Exercise prompt. Copy out all lines in the data below containing the string "screenshot".

---+---

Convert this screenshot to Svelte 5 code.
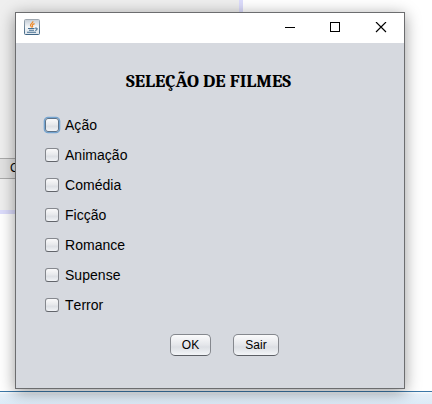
<script>
  const genres = ['Ação', 'Animação', 'Comédia', 'Ficção', 'Romance', 'Supense', 'Terror'];
</script>

<div class="desktop">
  <div class="back">
    <div class="panel"><div class="behind">C</div></div>
  </div>
  <div class="status"></div>

  <div class="window">
    <header>
      <svg class="java" width="16" height="16" viewBox="0 0 16 16">
        <defs>
          <linearGradient id="jg" x1="0" y1="0" x2="0" y2="1">
            <stop offset="0" stop-color="#c3ccd5" />
            <stop offset="0.5" stop-color="#f4f6f8" />
            <stop offset="1" stop-color="#dbe3ea" />
          </linearGradient>
          <linearGradient id="js" x1="0" y1="0" x2="0" y2="1">
            <stop offset="0" stop-color="#a0a9b2" />
            <stop offset="1" stop-color="#3f6585" />
          </linearGradient>
        </defs>
        <rect x="0.5" y="0.5" width="15" height="15" rx="1" fill="url(#jg)" stroke="url(#js)" />
        <path d="M9 2.3C9 4.3 6.3 4.6 6.5 6.3C6.6 7.2 7.4 7.6 7.6 8.5M10.6 4.6C9 5.2 8 5.8 8.5 6.8C8.9 7.5 8.6 7.9 8.3 8.3" fill="none" stroke="#ee8a2a" stroke-width="1.2" />
        <path d="M4 9.5H10.5M5 11.3H10M3 13.3H12M11 9.2C14 8.4 13.8 11 11.2 11.5" fill="none" stroke="#456f92" stroke-width="1.1" />
      </svg>
      <svg class="controls" width="102" height="12" viewBox="0 0 102 12" fill="none" stroke="#000" shape-rendering="crispEdges">
        <path d="M0 5.5H10" />
        <rect x="45.5" y="0.5" width="9" height="9" />
        <path d="M91 0L101 10M101 0L91 10" shape-rendering="auto" stroke-width="1.15" />
      </svg>
    </header>
    <main>
      <h1><svg width="168" height="24"><text x="1" y="18" textLength="165" lengthAdjust="spacingAndGlyphs">SELEÇÃO DE FILMES</text></svg></h1>
      <div class="list">
        {#each genres as genre, i}
          <div class="option"><span class="box" class:focused={i === 0}></span><span>{genre}</span></div>
        {/each}
      </div>
      <div class="actions">
        <button class="ok">OK</button>
        <button class="exit">Sair</button>
      </div>
    </main>
  </div>
</div>

<style>
  .desktop {
    position: relative;
    width: 432px;
    height: 404px;
    overflow: hidden;
    display: flex;
    flex-direction: column;
    background: #fff;
    font-family: "Liberation Sans", Arial, sans-serif;
    color: #000;
  }
  .back { height: 391px; flex: none; }
  .panel {
    box-sizing: border-box;
    width: 243px;
    height: 214px;
    padding-top: 158px;
    border-right: 4px solid #dcdcfc;
    border-bottom: 4px solid #dcdcfc;
    background: #efefef;
  }
  .behind {
    box-sizing: border-box;
    height: 21px;
    padding-left: 10px;
    border: solid #aaa;
    border-width: 1px 0;
    background: #e2e2e2;
    font-size: 12px;
    line-height: 19px;
  }
  .status {
    box-sizing: border-box;
    height: 13px;
    border-top: 1px solid #3d78a8;
    background: linear-gradient(#f4f9fd 0 1px, #e6f0f9 2px, #dcebf7);
  }
  .window {
    position: absolute;
    left: 15px;
    top: 12px;
    box-sizing: border-box;
    width: 390px;
    height: 377px;
    border: 1px solid #6c6d6f;
    background: #d6d9df;
    box-shadow: 0 3px 15px rgba(0, 0, 0, 0.4);
  }
  header {
    box-sizing: border-box;
    height: 30px;
    padding: 6px 17px 0 8px;
    display: flex;
    justify-content: space-between;
    background: #fff;
  }
  .controls { margin-top: 3px; }
  main { display: flex; flex-direction: column; }
  h1 {
    margin: 26px 0 0 109px;
    height: 24px;
    font: bold 17.5px Cambria, Caladea, "Liberation Serif", serif;
  }
  h1 svg { display: block; }
  .list { margin: 17px 0 0 29px; }
  .option {
    display: flex;
    align-items: center;
    gap: 6px;
    height: 30px;
    font-size: 14px;
    line-height: 16px;
    font-kerning: none;
    letter-spacing: 0.03px;
  }
  .box {
    box-sizing: border-box;
    width: 14px;
    height: 14px;
    border: 1px solid #85888e;
    border-bottom-color: #62656b;
    border-radius: 3px;
    background: linear-gradient(#fafafb, #e6e8eb 50%, #dcdfe4 60%, #f2f4f7);
  }
  .focused {
    border-color: #5d7288;
    box-shadow: 0 0 0 1.3px #73a4d1;
  }
  .actions {
    display: flex;
    gap: 22px;
    margin: 14px 0 0 154px;
  }
  button {
    box-sizing: border-box;
    height: 22px;
    margin: 0;
    padding: 0;
    border: 1px solid #85888e;
    border-bottom-color: #5c5f65;
    border-radius: 5px;
    background: linear-gradient(#fbfbfc, #e4e6ea 50%, #dcdfe4 60%, #f3f5f8);
    font: 12px "Liberation Sans", Arial, sans-serif;
    line-height: 20px;
    color: #000;
  }
  .ok { width: 41px; }
  .exit { width: 46px; letter-spacing: 0.1px; }
</style>
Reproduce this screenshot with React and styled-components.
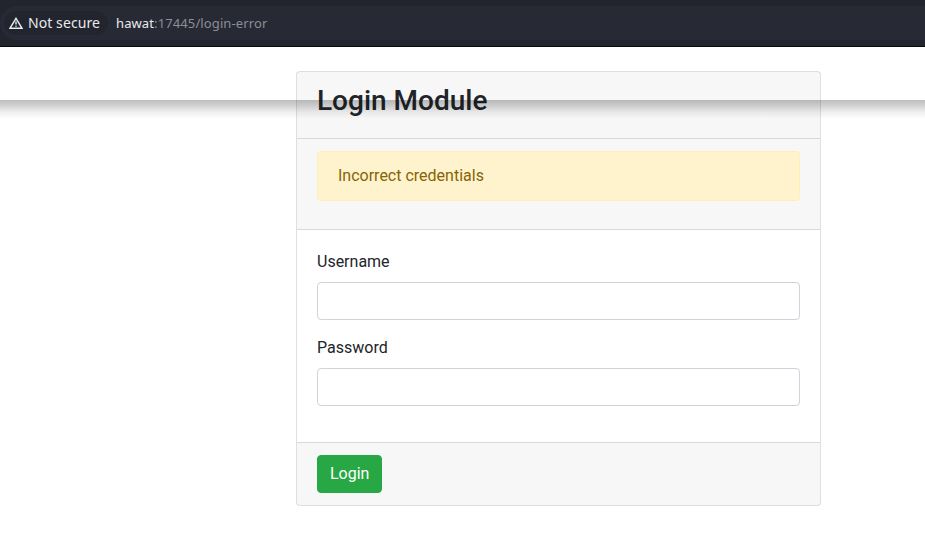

---+---

Output for this task.
Convert this screenshot to Svelte 5 code.
Reproduce this screenshot with React and styled-components.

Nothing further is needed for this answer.